With help from an in-school reading cafe, parents were taught techniques for reading with their children. Classes advising parents and offspring against drug use and on the benefits of healthy eating were also a feature.
Catherine Walker, head of St Peter's primary, in Shoreham, West Sussex, said: "Most parents are very busy. But we want families to enjoy activities together. We want it to be like the Oxo advert."
The week's title is an acronym of the activities that parents can do with their children: S is for spending quality time together; M for eating meals as a family; L for listening to them; and E for involvement in their education. I, more tenuously, is for inclusion, and meeting the needs of all parents.
Last year, the Government unveiled plans to appoint a network of parenting experts around the country. Beverley Hughes, the children's minister, also proposed a national academy for parenting.
But Sarah Searle-Barnes, head of Shoreham Beach, another Smile week primary, denied she was teaching parents how to do their job. "You have to be careful not to be patronising," she said. "Most parents are doing their best.
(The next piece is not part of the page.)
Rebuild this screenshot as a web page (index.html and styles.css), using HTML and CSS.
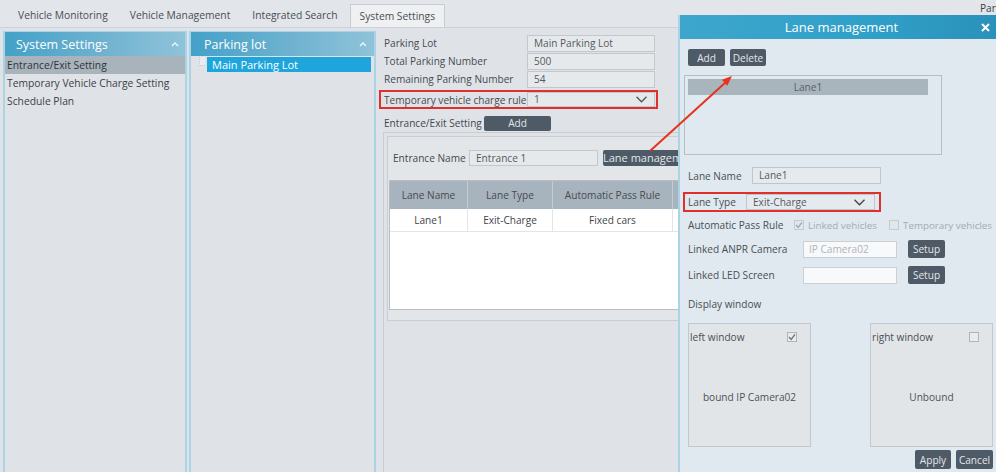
FILE: index.html
```html
<!DOCTYPE html>
<html>
<head>
<meta charset="utf-8">
<title>System Settings</title>
<link rel="stylesheet" href="styles.css">
</head>
<body>
<div class="app">
  <div class="tabbar">
    <div class="tab">Vehicle Monitoring</div>
    <div class="tab">Vehicle Management</div>
    <div class="tab">Integrated Search</div>
    <div class="tab active">System Settings</div>
    <div class="tab-extra">Parking</div>
  </div>

  <div class="main">
    <div class="panel nav">
      <div class="panel-head"><span>System Settings</span><svg class="caret" width="8" height="6" viewBox="0 0 8 6"><polyline points="1,5 4,2 7,5" fill="none" stroke="#eef7fb" stroke-width="1.3"/></svg></div>
      <div class="nav-item sel">Entrance/Exit Setting</div>
      <div class="nav-item">Temporary Vehicle Charge Setting</div>
      <div class="nav-item">Schedule Plan</div>
    </div>

    <div class="panel lots">
      <div class="panel-head"><span>Parking lot</span><svg class="caret" width="8" height="6" viewBox="0 0 8 6"><polyline points="1,5 4,2 7,5" fill="none" stroke="#eef7fb" stroke-width="1.3"/></svg></div>
      <div class="tree-row"><span class="tree-line"></span><span class="lot-item">Main Parking Lot</span></div>
    </div>

    <div class="content">
      <div class="field-row"><label>Parking Lot</label><div class="input">Main Parking Lot</div></div>
      <div class="field-row"><label>Total Parking Number</label><div class="input">500</div></div>
      <div class="field-row"><label>Remaining Parking Number</label><div class="input">54</div></div>
      <div class="field-row hl"><label>Temporary vehicle charge rule</label><div class="input select"><span>1</span><svg width="11" height="7" viewBox="0 0 11 7"><polyline points="0.5,0.8 5.5,5.8 10.5,0.8" fill="none" stroke="#555" stroke-width="1.3"/></svg></div></div>
      <div class="ee-row"><span class="ee-label">Entrance/Exit Setting</span><button class="btn ee-add">Add</button></div>
      <div class="ee-frame">
        <div class="ee-card">
          <div class="ent-row"><label>Entrance Name</label><div class="input ent-input">Entrance 1</div><button class="btn lane-btn">Lane management</button></div>
          <div class="table">
            <div class="thead">
              <div class="cell">Lane Name</div>
              <div class="cell">Lane Type</div>
              <div class="cell">Automatic Pass Rule</div>
              <div class="cell">Linked ANPR Camera</div>
            </div>
            <div class="trow">
              <div class="cell">Lane1</div>
              <div class="cell">Exit-Charge</div>
              <div class="cell">Fixed cars</div>
              <div class="cell">IP Camera02</div>
            </div>
          </div>
        </div>
      </div>
    </div>
  </div>

  <div class="modal">
    <div class="modal-head">
      <span class="modal-title">Lane management</span>
      <svg class="close" width="9" height="9" viewBox="0 0 9 9"><path d="M1 1L8 8M8 1L1 8" stroke="#fff" stroke-width="2"/></svg>
    </div>
    <div class="modal-body">
      <div class="btn-row">
        <button class="btn b-add">Add</button>
        <button class="btn b-del">Delete</button>
      </div>
      <div class="lane-list">
        <div class="lane-item">Lane1</div>
      </div>
      <div class="m-row"><label class="w64">Lane Name</label><div class="input m-input">Lane1</div></div>
      <div class="m-row hl2"><label class="w58">Lane Type</label><div class="input select m-input"><span>Exit-Charge</span><svg width="11" height="7" viewBox="0 0 11 7"><polyline points="0.5,0.8 5.5,5.8 10.5,0.8" fill="none" stroke="#444" stroke-width="1.3"/></svg></div></div>
      <div class="m-row pass">
        <label class="w106">Automatic Pass Rule</label>
        <span class="cb-group g1"><span class="cb dis on"><svg width="8" height="8" viewBox="0 0 8 8"><polyline points="1,4 3.2,6.3 7,1.3" fill="none" stroke="#a4aaaf" stroke-width="1.4"/></svg></span><span class="dim">Linked vehicles</span></span>
        <span class="cb-group"><span class="cb dis"></span><span class="dim">Temporary vehicles</span></span>
      </div>
      <div class="m-row tall anpr"><label class="w115">Linked ANPR Camera</label><div class="input white-input ph">IP Camera02</div><button class="btn setup">Setup</button></div>
      <div class="m-row tall led"><label class="w115">Linked LED Screen</label><div class="input white-input"></div><button class="btn setup">Setup</button></div>
      <div class="m-row disp"><label>Display window</label></div>
      <div class="windows">
        <div class="win">
          <div class="win-top"><span>left window</span><span class="cb on"><svg width="8" height="8" viewBox="0 0 8 8"><polyline points="1,4 3.2,6.3 7,1.3" fill="none" stroke="#6f767c" stroke-width="1.4"/></svg></span></div>
          <div class="win-body">bound IP Camera02</div>
        </div>
        <div class="win">
          <div class="win-top"><span>right window</span><span class="cb"></span></div>
          <div class="win-body">Unbound</div>
        </div>
      </div>
      <div class="foot">
        <button class="btn apply">Apply</button>
        <button class="btn cancel">Cancel</button>
      </div>
    </div>
  </div>

  <svg class="arrow" width="996" height="472" viewBox="0 0 996 472">
    <line x1="650" y1="151" x2="726" y2="82" stroke="#e6321e" stroke-width="2"/>
    <polygon points="732,76 727.3,85.7 721.9,79.7" fill="#e6321e"/>
  </svg>
</div>
</body>
</html>
```

FILE: styles.css
```css
* { box-sizing: border-box; margin: 0; padding: 0; }
html, body { width: 996px; height: 472px; overflow: hidden; }
body {
  font-family: "Open Sans", "Noto Sans", sans-serif;
  font-size: 10.1px;
  color: #43484d;
  background: #dfe3e8;
}
button { font-family: inherit; font-size: inherit; cursor: default; }

.app {
  position: relative;
  width: 996px;
  height: 472px;
  overflow: hidden;
  display: flex;
  flex-direction: column;
}

/* tabs */
.tabbar {
  flex: none;
  height: 28px;
  display: flex;
  align-items: flex-end;
  gap: 2px;
  padding-left: 8px;
  background: #e2e5e9;
  border-bottom: 1px solid #cdd1d5;
}
.tab {
  height: 23px;
  padding: 0 10px;
  line-height: 22px;
  color: #4a4f54;
  white-space: nowrap;
  font-size: 10.3px;
}
.tab.active {
  background: #eef0f2;
  border: 1px solid #c9cdd1;
  border-bottom: none;
  padding: 0 9px;
}
.tab-extra {
  margin-left: auto;
  align-self: flex-start;
  width: 16px;
  overflow: hidden;
  white-space: nowrap;
  padding-top: 1px;
  line-height: 14px;
  color: #3a3f44;
}

/* main */
.main {
  flex: 1;
  min-height: 0;
  display: flex;
  gap: 2px;
  padding: 3px 0 0 3px;
}
.panel {
  flex: none;
  display: flex;
  flex-direction: column;
  border: 2px solid #a8d4e6;
  border-top-width: 1px;
  border-bottom: none;
  background: #dfe3e8;
}
.nav { width: 184px; }
.lots { width: 187px; }
.panel-head {
  height: 24px;
  display: flex;
  align-items: center;
  justify-content: space-between;
  background: linear-gradient(90deg, #44a1c8 0%, #6fb2d0 55%, #8fc3d9 100%);
  color: #fff;
  font-size: 12.5px;
  padding: 0 6px 0 11px;
}
.lots .panel-head { padding-left: 13px; padding-right: 7px; }
.nav-item {
  height: 18px;
  line-height: 18px;
  padding-left: 2px;
  color: #3c4146;
  white-space: nowrap;
  font-size: 10.3px;
}
.nav-item.sel { background: #a9b3bc; color: #2e3338; }

.tree-row {
  display: flex;
  align-items: flex-start;
  padding: 1px 3px 0 8px;
  gap: 2px;
}
.tree-line {
  width: 6px;
  height: 9px;
  border-left: 1px dotted #c4c8cc;
  border-bottom: 1px dotted #c4c8cc;
  background: #e9ecef;
}
.lot-item {
  flex: 1;
  height: 15px;
  line-height: 15px;
  background: #1ea5dc;
  color: #fff;
  padding-left: 5px;
  font-size: 11px;
}

/* content */
.content {
  flex: 1;
  min-width: 0;
  display: flex;
  flex-direction: column;
  padding: 3px 0 0 1px;
  overflow: hidden;
}
.field-row {
  width: 279px;
  height: 18px;
  display: flex;
  align-items: center;
  border-left: 2px solid transparent;
  border-right: 2px solid transparent;
  padding: 0 1px 0 3px;
  flex: none;
}
.field-row label { width: 143px; flex: none; white-space: nowrap; color: #464b50; }
.input {
  height: 17px;
  background: #e6e9ec;
  border: 1px solid #c4c8cc;
  padding: 0 6px;
  line-height: 15px;
  color: #555a5f;
  white-space: nowrap;
  overflow: hidden;
}
.field-row .input { flex: 1; }
.field-row.hl {
  height: 19px;
  margin-top: 2px;
  border: 2px solid #e0302b;
}
.field-row.hl .input { height: 15px; line-height: 13px; }
.select {
  display: flex;
  align-items: center;
  justify-content: space-between;
  padding-right: 7px;
}

.ee-row {
  flex: none;
  height: 18px;
  margin-top: 5px;
  display: flex;
  align-items: center;
  padding-left: 5px;
}
.ee-label { width: 100px; white-space: nowrap; }
.btn {
  border: none;
  border-radius: 2px;
  background: #4e5a66;
  color: #e3e7eb;
  white-space: nowrap;
  overflow: hidden;
}
.ee-add { width: 67px; height: 15px; line-height: 15px; }

.ee-frame {
  flex: 1;
  margin-left: 4px;
  border-top: 1px solid #c8cdd2;
  border-left: 1px solid #c8cdd2;
  padding: 3px 0 0 3px;
}
.ee-card {
  width: 590px;
  height: 185px;
  background: #e3e6e9;
  border: 1px solid #c9ced3;
  padding: 13px 0 0 1px;
}
.ent-row {
  height: 16px;
  display: flex;
  align-items: center;
  padding-left: 4px;
}
.ent-row label { width: 76px; flex: none; white-space: nowrap; }
.ent-input { width: 129px; height: 16px; line-height: 14px; }
.lane-btn { margin-left: 5px; width: 96px; height: 16px; line-height: 16px; font-size: 11px; }

.table {
  margin-top: 14px;
  width: 586px;
  height: 130px;
  border: 1px solid #b8bec4;
  background: #fff;
}
.thead, .trow {
  display: grid;
  grid-template-columns: 78px 85px 120px 1fr;
}
.thead {
  height: 28px;
  background: #a7b3bd;
  color: #474c51;
}
.thead .cell { border-right: 1px solid #c3ccd3; }
.trow {
  height: 23px;
  border-bottom: 1px solid #e2e4e6;
  color: #3f4449;
}
.trow .cell { border-right: 1px solid #e2e4e6; }
.cell {
  display: flex;
  align-items: center;
  justify-content: center;
  white-space: nowrap;
}

/* modal */
.modal {
  position: absolute;
  left: 678px;
  top: 15px;
  bottom: 0;
  width: 318px;
  display: flex;
  flex-direction: column;
  background: #dfe9ef;
  border-left: 2px solid #a9d4e6;
}
.modal-head {
  flex: none;
  height: 24px;
  display: flex;
  align-items: center;
  background: linear-gradient(90deg, #3ea6cc 0%, #30a0c8 60%, #2a91ba 100%);
  color: #fff;
}
.modal-title {
  flex: 1;
  text-align: center;
  padding-left: 22px;
  font-size: 13px;
}
.close { margin-right: 6px; flex: none; }

.modal-body {
  flex: 1;
  display: flex;
  flex-direction: column;
  padding: 10px 3px 0 8px;
  color: #4a4f54;
}
.btn-row { display: flex; gap: 5px; height: 17px; flex: none; }
.b-add { width: 37px; height: 17px; }
.b-del { width: 36px; height: 17px; }

.lane-list {
  flex: none;
  margin: 9px 0 0 -4px;
  width: 258px;
  height: 80px;
  border: 1px solid #b7bec4;
  padding: 3px 0 0 3px;
}
.lane-item {
  width: 240px;
  height: 16px;
  line-height: 16px;
  background: #a9b5bd;
  color: #5a6066;
  text-align: center;
}

.m-row {
  flex: none;
  display: flex;
  align-items: center;
  height: 17px;
  margin-top: 12px;
  white-space: nowrap;
}
.m-row label { flex: none; }
.w64 { width: 64px; }
.w58 { width: 58px; }
.w106 { width: 106px; }
.w115 { width: 115px; }
.m-input { width: 129px; flex: none; background: #e4eaee; border-color: #c0c6cb; }
.m-row.hl2 {
  margin: 8px 0 0 -5px;
  width: 198px;
  height: 20px;
  border: 2px solid #e0302b;
  padding: 0 3px;
}
.hl2 .m-input { height: 16px; line-height: 14px; padding-right: 9px; }

.pass { margin-top: 5px; height: 16px; }
.cb-group { flex: none; display: flex; align-items: center; gap: 4px; }
.g1 { width: 95px; }
.dim { color: #a6abb0; font-size: 9.8px; }
.cb {
  width: 10px;
  height: 10px;
  flex: none;
  border: 1px solid #b0b5ba;
  background: #e9ecee;
  display: flex;
  align-items: center;
  justify-content: center;
}
.cb.dis { border-color: #c6cbcf; background: #e2e6e9; }

.m-row.tall { height: 18px; }
.anpr { margin-top: 7px; }
.led { margin-top: 8px; }
.white-input {
  width: 94px;
  flex: none;
  height: 17px;
  background: #f8f9fa;
  border-color: #cbd0d4;
  padding-left: 5px;
}
.ph { color: #b0b4b8; }
.setup { margin-left: 11px; width: 37px; height: 18px; flex: none; }
.disp { margin-top: 12px; height: 16px; }

.windows {
  flex: none;
  display: flex;
  gap: 59px;
  margin-top: 11px;
}
.win {
  width: 123px;
  height: 124px;
  display: flex;
  flex-direction: column;
  background: #e2e5e8;
  border: 1px solid #c2c8cd;
}
.win-top {
  height: 26px;
  display: flex;
  align-items: center;
  justify-content: space-between;
  padding: 0 13px 0 1px;
}
.win-body {
  flex: 1;
  display: flex;
  align-items: center;
  justify-content: center;
  padding-bottom: 2px;
  color: #4d5257;
}

.foot {
  flex: none;
  display: flex;
  justify-content: flex-end;
  gap: 5px;
  margin-top: 3px;
}
.apply { width: 36px; height: 19px; }
.cancel { width: 37px; height: 19px; }

.arrow {
  position: absolute;
  left: 0;
  top: 0;
  pointer-events: none;
}
```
But I don't think any school is immune from the pressures of modern society. There are one-parent families, and families where both parents are working to meet mortgages. We're just opening a discussion."
Ms Walker said: "I wouldn't dream of telling parents what to do. We're alerting them to the fact that, if they can eat or read together this week, why not every week?"
Carol Antonini, mother of nine-year-old Pia, did not object. "It's not about being told how to parent," she said. "It's about taking time out from our busy lives, and remembering that we're a family."
Pia added: "With friends, I talk about fun stuff. Parents ask how your day's been. But I like having time to do things with them."